The buildings, which feature solar panels, special insulation and LED lighting, are designed to be almost "net zero electric," which means they will use very little energy from the grid.

"Total energy will be reduced by over 60 percent (as opposed to a conventional building)," said Mike Keesee, project manager for the Sacramento Municipal Utility District.

The development is a welcome change for a neighborhood that had otherwise fallen into a slump.

"We had a problem with crime and drugs being dealt out of the La Valentina station," said Luis Sumpter, president of Alkali and Mansion Flats Historic Neighborhood Association. "It was a blighted block."

Those factors, coupled with pollution from an old auto-repair shop, allowed the site to sit vacant for 20 years. Several attempts to redevelop the area fell through until Domus came along, Dangberg said.

City officials hope the new development will set an example for urban renewal in Sacramento.

"La Valentina represents what is possible in the central city: a transit-oriented, net-zero, affordable living space one would expect in a region committed to becoming the greenest in the country," said Sacramento Mayor Kevin Johnson in an email.

But what differentiates La Valentina from other new developments is its embrace of the environment and the community.

A unique screen wraps around the building to provide shade, while an open design connects the residents with the neighborhood.

"We wanted to do something that hasn't been seen or done before," Kang said of the bold design.

Construction on the 2-year-old project wrapped up earlier this month.

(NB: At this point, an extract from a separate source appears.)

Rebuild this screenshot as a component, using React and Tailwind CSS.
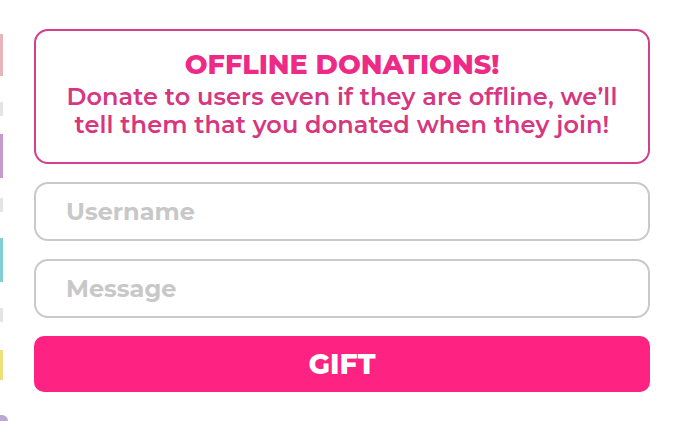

Kang is in talks with several businesses, including a cafe and grocery store, to anchor the 5,000-square-foot retail space on the ground level.

La Valentina started marketing its 81 homes in June. Already, 90 percent are leased out, Kang said. Young professionals and empty-nesters have been the target demographic.

For resident Rick Clark, a 48-year-old interior designer from Hawaii, moving to La Valentina made sense.

"The aesthetics are what attracted me to the building," Clark said. "And the staff has been both professionally and personally supportive."

Clark and his dog live in a one-bedroom apartment he rents for $650 a month.

Kang, whose mother was a social worker, is no stranger to these types of projects. She is working on a similar development on Stockton Boulevard.

"It puts a smile to my face," she said. "I just want to make a difference."